The DGAP has further submitted that the contention of the Respondent regarding the product “SP EP PRIMER GREY-4 Litre” was of no relevance to the process of investigation as the product was not found to be sold in the period from 01.07.2018 to 26.07.2018 and was also not in the list of the complete products sold prior to rate reduction i.e. before 26.07.2018 submitted by the Respondent vide e­mail dated 24.01.2020. As the product “SP EP PRIMER GREY-4 Litre” with product code 500125 was found neither in the outward invoice data from the period from 01.07.2018 to 26.07.2018 nor in the products list submitted by the Respondent, it was considered to be a new product which was launched post rate reduction and hence was completely kept out of the purview of calculation of profiteering and accordingly the calculation of the amount of profiteering for the said product was NIL.

It was further submitted by the DGAP on the contention of the Respondent that the MRP was affixed on the products at the time of  manufacture hence, the batches of SP EP Primer Grey manufactured prior to 18.06.2018, but sold subsequent to 18.06.2018, would be sold at the price prevailing at the time of manufacture and that the rise in the basic price of the product that took place on 18.06.2018 and 01.11.2018 was in the ordinary and usual course of business, it was observed by the DGAP that the price of the product was revised twice in 6 months however, in the usual course of business, the same practice of frequent revision of prices was not followed from 01.11.2018 to 31.05.2019 which raised questions on the necessity of increase in the price immediately post rate reduction period and the same was not explained by the Respondent in any of the written submissions made to the DGAP.

On the issue of the copy of complaint was not provided to the Respondent during the DGAP proceedings:

The DGAP has stated that the Respondent was afforded opportunity to inspect the non-confidential evidence/information (including the complaint) during the period from 01.07.2019 to 03.07.2019 vide notice dated 25.06.2019. However, the Respondent did not avail of the said opportunity. This was the normal practice adopted by the DGAP while conducting investigations. It was only in compliance of natural justice that the Respondent was afforded opportunity to inspect the documents (including complaints) invariably. In his submission dated 19.06.2020 at para 17 the Respondent has admitted that he was awarded opportunity to inspect the complaint between 01.07.2019 to 03.07.2019 but he did not avail of the sa e The DGAP has further stated that the case of CCE v. Brindavan  Beverages was not relevant as the Respondent was attempting to twist the facts of the case and mislead. A Show Cause Notice, which has been held to be the foundation in the above case could be likened only with the Investigation Report of the DGAP and not with the complaint filed by the above Applicant. The other cases cited by the Respondent were also distinguishable from the case in hand as there has been absolute compliance of natural justice in the case of the Respondent.

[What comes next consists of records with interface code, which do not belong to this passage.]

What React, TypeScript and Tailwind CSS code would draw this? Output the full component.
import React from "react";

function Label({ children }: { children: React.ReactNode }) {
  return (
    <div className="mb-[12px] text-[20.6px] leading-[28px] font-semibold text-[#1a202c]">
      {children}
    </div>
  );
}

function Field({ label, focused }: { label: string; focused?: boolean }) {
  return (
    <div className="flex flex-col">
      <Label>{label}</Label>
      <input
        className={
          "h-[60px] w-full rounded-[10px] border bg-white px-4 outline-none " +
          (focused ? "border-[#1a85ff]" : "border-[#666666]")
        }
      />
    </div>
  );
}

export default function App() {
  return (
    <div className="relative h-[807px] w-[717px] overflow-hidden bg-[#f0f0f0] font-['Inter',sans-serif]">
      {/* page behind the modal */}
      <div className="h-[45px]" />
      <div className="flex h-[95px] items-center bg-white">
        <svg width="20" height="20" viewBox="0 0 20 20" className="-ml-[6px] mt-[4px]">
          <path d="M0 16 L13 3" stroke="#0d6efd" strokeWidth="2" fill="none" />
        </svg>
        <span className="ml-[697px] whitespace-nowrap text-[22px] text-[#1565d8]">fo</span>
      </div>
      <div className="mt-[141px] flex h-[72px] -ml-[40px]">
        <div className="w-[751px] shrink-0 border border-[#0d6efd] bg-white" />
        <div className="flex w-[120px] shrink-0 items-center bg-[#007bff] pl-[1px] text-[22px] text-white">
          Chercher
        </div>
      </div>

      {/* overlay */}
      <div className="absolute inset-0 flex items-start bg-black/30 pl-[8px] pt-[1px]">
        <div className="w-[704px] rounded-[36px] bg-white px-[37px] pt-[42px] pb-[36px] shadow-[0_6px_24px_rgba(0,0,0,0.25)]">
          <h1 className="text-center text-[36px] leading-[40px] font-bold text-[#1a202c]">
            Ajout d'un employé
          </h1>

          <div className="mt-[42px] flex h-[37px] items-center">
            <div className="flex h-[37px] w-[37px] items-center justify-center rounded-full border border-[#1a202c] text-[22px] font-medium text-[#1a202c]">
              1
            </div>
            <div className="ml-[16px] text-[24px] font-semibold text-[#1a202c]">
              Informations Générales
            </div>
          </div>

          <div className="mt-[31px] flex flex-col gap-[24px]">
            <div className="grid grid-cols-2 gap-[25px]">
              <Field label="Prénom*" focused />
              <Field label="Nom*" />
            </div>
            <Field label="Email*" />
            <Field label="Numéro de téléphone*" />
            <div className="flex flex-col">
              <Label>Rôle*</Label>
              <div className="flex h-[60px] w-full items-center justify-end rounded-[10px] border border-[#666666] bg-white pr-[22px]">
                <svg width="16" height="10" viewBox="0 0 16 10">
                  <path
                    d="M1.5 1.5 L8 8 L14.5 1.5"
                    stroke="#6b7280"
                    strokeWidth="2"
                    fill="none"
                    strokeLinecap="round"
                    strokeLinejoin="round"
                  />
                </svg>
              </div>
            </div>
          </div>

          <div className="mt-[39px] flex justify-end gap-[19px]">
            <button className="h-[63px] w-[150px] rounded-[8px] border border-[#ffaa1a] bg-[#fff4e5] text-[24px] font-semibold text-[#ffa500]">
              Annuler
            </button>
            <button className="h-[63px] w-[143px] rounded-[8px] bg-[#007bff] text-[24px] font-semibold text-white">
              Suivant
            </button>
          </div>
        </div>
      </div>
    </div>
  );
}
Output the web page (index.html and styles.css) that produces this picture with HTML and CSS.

On the issue of sale of products to dealers and not to end consumers:

The DGAP has stated that the allegations of the Respondent that the complainant was not the recipient of the goods supplied by the Respondent was wrong. A dealer was only a channel used for distribution of goods to the ultimate customer. As a logistical support, channel partners like dealers were necessary for big manufacturers who made supplies to far and wide areas. Such channel partners were not the actual customers or consumers of the goods and therefore could not be called recipients of goods. Section 171 of the CGST Act reads as under:

“(1) Any reduction in rate of tax on any supply of goods or services or the benefit of input tax credit shall be passed on to the recipient by way of commensurate reduction in prices.”

The word ‘recipient’ has been further defined under Section 2 (93) as below:

“(a) where a consideration is payable for the supply of goods or services or both, the person who is liable to pay that consideration”

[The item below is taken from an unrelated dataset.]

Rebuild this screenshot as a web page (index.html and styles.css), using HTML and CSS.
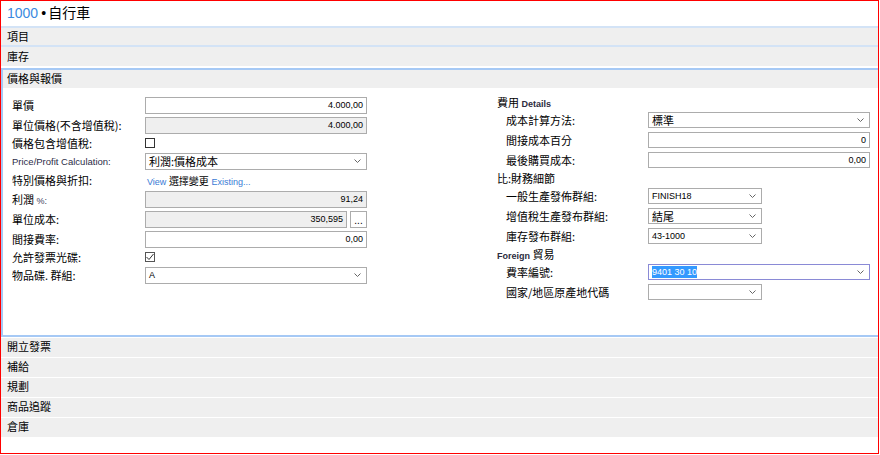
FILE: index.html
```html
<!DOCTYPE html>
<html lang="zh-Hant">
  <head>
    <meta charset="UTF-8" />
    <title>1000 • 自行車</title>
    <link rel="stylesheet" href="styles.css">
  </head>
  <body>
    <div class="frame">
      <div class="title"><span class="no">1000</span> <span class="dot">•</span>自行車</div>

      <div class="band band_top">項目</div>
      <div class="band band_top">庫存</div>

      <div class="section">
        <div class="band band_open">價格與報價</div>
        <div class="section_body">
          <div class="col_left">
            <div class="row">
              <div class="lbl">單價</div>
              <div class="field num">4.000,00</div>
            </div>
            <div class="row">
              <div class="lbl">單位價格(不含增值稅):</div>
              <div class="field num readonly">4.000,00</div>
            </div>
            <div class="row short">
              <div class="lbl">價格包含增值稅:</div>
              <div class="check"></div>
            </div>
            <div class="row">
              <div class="lbl latin">Price/Profit Calculation:</div>
              <div class="field select"><span class="val">利潤:價格成本</span><svg class="chev" width="7" height="4" viewBox="0 0 7 4"><path d="M0.5 0.5 L3.5 3.5 L6.5 0.5" fill="none" stroke="#666" stroke-width="1"/></svg></div>
            </div>
            <div class="row link_row">
              <div class="lbl">特別價格與折扣:</div>
              <div class="links"><span class="lnk">View</span> <span class="cjk">選擇變更</span> <span class="lnk">Existing...</span></div>
            </div>
            <div class="row">
              <div class="lbl">利潤 <span class="pct">%:</span></div>
              <div class="field num readonly">91,24</div>
            </div>
            <div class="row">
              <div class="lbl">單位成本:</div>
              <div class="field num readonly narrow">350,595</div>
              <div class="dots">...</div>
            </div>
            <div class="row">
              <div class="lbl">間接費率:</div>
              <div class="field num">0,00</div>
            </div>
            <div class="row short">
              <div class="lbl">允許發票光碟:</div>
              <div class="check checked"><svg width="8" height="8" viewBox="0 0 8 8"><path d="M0.5 4 L3 6.5 L7.5 1" fill="none" stroke="#333" stroke-width="1"/></svg></div>
            </div>
            <div class="row">
              <div class="lbl">物品碟. 群組:</div>
              <div class="field select"><span class="val latin_val">A</span><svg class="chev" width="7" height="4" viewBox="0 0 7 4"><path d="M0.5 0.5 L3.5 3.5 L6.5 0.5" fill="none" stroke="#666" stroke-width="1"/></svg></div>
            </div>
          </div>

          <div class="col_right">
            <div class="rhead">費用 <b>Details</b></div>
            <div class="rrow">
              <div class="rlbl">成本計算方法:</div>
              <div class="field select wide"><span class="val">標準</span><svg class="chev" width="7" height="4" viewBox="0 0 7 4"><path d="M0.5 0.5 L3.5 3.5 L6.5 0.5" fill="none" stroke="#666" stroke-width="1"/></svg></div>
            </div>
            <div class="rrow">
              <div class="rlbl">間接成本百分</div>
              <div class="field num wide">0</div>
            </div>
            <div class="rrow">
              <div class="rlbl">最後購買成本:</div>
              <div class="field num wide">0,00</div>
            </div>
            <div class="rhead">比:財務細節</div>
            <div class="rrow">
              <div class="rlbl">一般生產發佈群組:</div>
              <div class="field select small"><span class="val latin_val">FINISH18</span><svg class="chev" width="7" height="4" viewBox="0 0 7 4"><path d="M0.5 0.5 L3.5 3.5 L6.5 0.5" fill="none" stroke="#666" stroke-width="1"/></svg></div>
            </div>
            <div class="rrow">
              <div class="rlbl">增值稅生產發布群組:</div>
              <div class="field select small"><span class="val">結尾</span><svg class="chev" width="7" height="4" viewBox="0 0 7 4"><path d="M0.5 0.5 L3.5 3.5 L6.5 0.5" fill="none" stroke="#666" stroke-width="1"/></svg></div>
            </div>
            <div class="rrow">
              <div class="rlbl">庫存發布群組:</div>
              <div class="field select small"><span class="val latin_val">43-1000</span><svg class="chev" width="7" height="4" viewBox="0 0 7 4"><path d="M0.5 0.5 L3.5 3.5 L6.5 0.5" fill="none" stroke="#666" stroke-width="1"/></svg></div>
            </div>
            <div class="rhead"><b>Foreign</b> 貿易</div>
            <div class="rrow">
              <div class="rlbl">費率編號:</div>
              <div class="field select wide focus"><span class="val latin_val"><span class="sel">9401 30 10</span></span><svg class="chev" width="7" height="4" viewBox="0 0 7 4"><path d="M0.5 0.5 L3.5 3.5 L6.5 0.5" fill="none" stroke="#666" stroke-width="1"/></svg></div>
            </div>
            <div class="rrow">
              <div class="rlbl">國家/地區原產地代碼</div>
              <div class="field select small"><span class="val"></span><svg class="chev" width="7" height="4" viewBox="0 0 7 4"><path d="M0.5 0.5 L3.5 3.5 L6.5 0.5" fill="none" stroke="#666" stroke-width="1"/></svg></div>
            </div>
          </div>
        </div>
      </div>

      <div class="band band_bottom">開立發票</div>
      <div class="band band_bottom">補給</div>
      <div class="band band_bottom">規劃</div>
      <div class="band band_bottom">商品追蹤</div>
      <div class="band band_bottom">倉庫</div>
    </div>
  </body>
</html>
```

FILE: styles.css
```css
* {
  box-sizing: border-box;
}

body {
  margin: 0;
  background: #fff;
  color: #000;
  font-family: "Noto Sans CJK TC", "Liberation Sans", sans-serif;
  font-size: 11px;
}

.frame {
  width: 879px;
  height: 454px;
  border: 1px solid #ff0000;
  overflow: hidden;
}

.title {
  height: 25px;
  padding: 1px 0 0 6px;
  font-size: 14px;
  line-height: 20px;
}

.title .no {
  color: #3b8ae0;
  font-family: "Liberation Sans", sans-serif;
  font-size: 14px;
}

.title .dot {
  font-family: "Liberation Sans", sans-serif;
  margin-right: 2px;
}

.band {
  background: #efefef;
  padding-left: 6px;
  line-height: 17px;
  font-size: 11px;
}

.band_top {
  height: 19px;
  border-top: 2px solid #d3e3f6;
}

.band_top + .band_top {
  height: 21px;
  line-height: 19px;
}

.band_open {
  height: 18px;
  padding-left: 4px;
}

.band_bottom {
  height: 19px;
  margin-top: 1px;
}

.section {
  margin-top: 2px;
  border-top: 2px solid #a6c9f5;
  border-left: 2px solid #a6c9f5;
  border-bottom: 2px solid #a6c9f5;
}

.section_body {
  height: 247px;
  display: flex;
}

.col_left {
  margin-left: 9px;
  padding-top: 7px;
  width: 355px;
}

.row {
  display: flex;
  align-items: center;
  height: 20px;
}

.row.short {
  height: 16px;
}

.row.link_row {
  height: 18px;
}

.lbl {
  width: 133px;
  white-space: nowrap;
}

.lbl.latin {
  font-family: "Liberation Sans", sans-serif;
  font-size: 9.5px;
  color: #2c2c48;
}

.pct {
  font-family: "Liberation Sans", sans-serif;
  font-size: 9px;
  color: #404060;
}

.field {
  width: 222px;
  height: 17px;
  border: 1px solid #acacac;
  background: #fff;
  font-family: "Liberation Sans", sans-serif;
  font-size: 9px;
  line-height: 15px;
  padding: 0 3px;
  white-space: nowrap;
}

.field.num {
  text-align: right;
}

.field.readonly {
  background: #efefef;
}

.field.narrow {
  width: 203px;
}

.dots {
  width: 17px;
  height: 17px;
  margin-left: 3px;
  border: 1px solid #acacac;
  background: #fff;
  font-family: "Liberation Sans", sans-serif;
  font-size: 10px;
  line-height: 17px;
  text-align: center;
}

.select {
  display: flex;
  align-items: center;
}

.select .val {
  flex: 1;
  font-family: "Noto Sans CJK TC", sans-serif;
  font-size: 11px;
  line-height: 15px;
}

.select .val.latin_val {
  font-family: "Liberation Sans", sans-serif;
  font-size: 9px;
}

.chev {
  margin-right: 2px;
}

.check {
  width: 10px;
  height: 10px;
  border: 1px solid #333;
  background: #fff;
}

.check.checked {
  border-color: #555;
  display: flex;
  align-items: center;
  justify-content: center;
}

.links {
  padding-left: 2px;
  font-family: "Liberation Sans", sans-serif;
  font-size: 9px;
}

.lnk {
  color: #3a7bd5;
}

.links .cjk {
  font-family: "Noto Sans CJK TC", sans-serif;
  font-size: 10px;
}

.col_right {
  margin-left: 130px;
  padding-top: 6px;
}

.rhead {
  height: 16px;
  line-height: 16px;
  white-space: nowrap;
}

.rhead b {
  font-family: "Liberation Sans", sans-serif;
  font-size: 9px;
  color: #2c2c40;
}

.rrow {
  display: flex;
  align-items: center;
  height: 20px;
}

.rlbl {
  width: 151px;
  padding-left: 9px;
  white-space: nowrap;
}

.rrow .field {
  height: 16px;
  line-height: 14px;
}

.field.wide {
  width: 222px;
}

.field.small {
  width: 114px;
}

.field.focus {
  border-color: #8a8ad6;
}

.sel {
  background: #3399ff;
  color: #fff;
  padding: 1px 0;
}
```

It was further stated by the DGAP that the benefit of deduction in tax rate has to be passed on to the recipient, who was the customer or consumer of the goods and who was liable to pay the consideration. A channel partner neither bought nor paid for the goods. Its only job was to help in transportation, storage and distribution of goods sold by the Respondent to the recipients or through the retailer to the recipients. In para 24 of Respondent’s submission dated 19.06.2020 the term recipient has been stated as the person who is liable to pay the consideration. The Respondent has been trying to distort the facts by reiterating that he was making no direct sales to the customers and hence the complainant was not the direct customer.

On the issue of absence of prescribed methodology:

In this regard, the DGAP has stated that the main contours of the ‘Procedure and Methodology’ for passing on the benefits of reduction in the rate of tax and the benefit of ITC are enshrined in Section 171 (1) of the CGST Act, 2017 itself which states that “Any reduction in rate of tax on any supply of goods or services or the benefit of input tax credit shall be passed on to the recipient by way of commensurate reduction in prices.” It was clear from the perusal of the above provision that it mentioned “reduction in the rate of tax on F any supply of goods or services”. One formula which fits all could not be set while determining such a “Methodology and Procedure” as the facts of each case were different. For example, in the case of a real estate project, the date of start and completion of the project, price of the house/commercial unit, mode of payment of price, stage of completion of the project, timing of purchase of inputs, rates of taxes, amount of ITC availed, total saleable area, area sold and the taxable turnover realized before and after the GST implementation would always be different than any other project and hence the amount of benefit of additional ITC to be passed on in respect of one project would not be similar to another project. Therefore, no set parameters could be fixed for determining methodology to compute the benefit of reduction in tax rate or of ITC which would be required to be passed on to the buyers of such units.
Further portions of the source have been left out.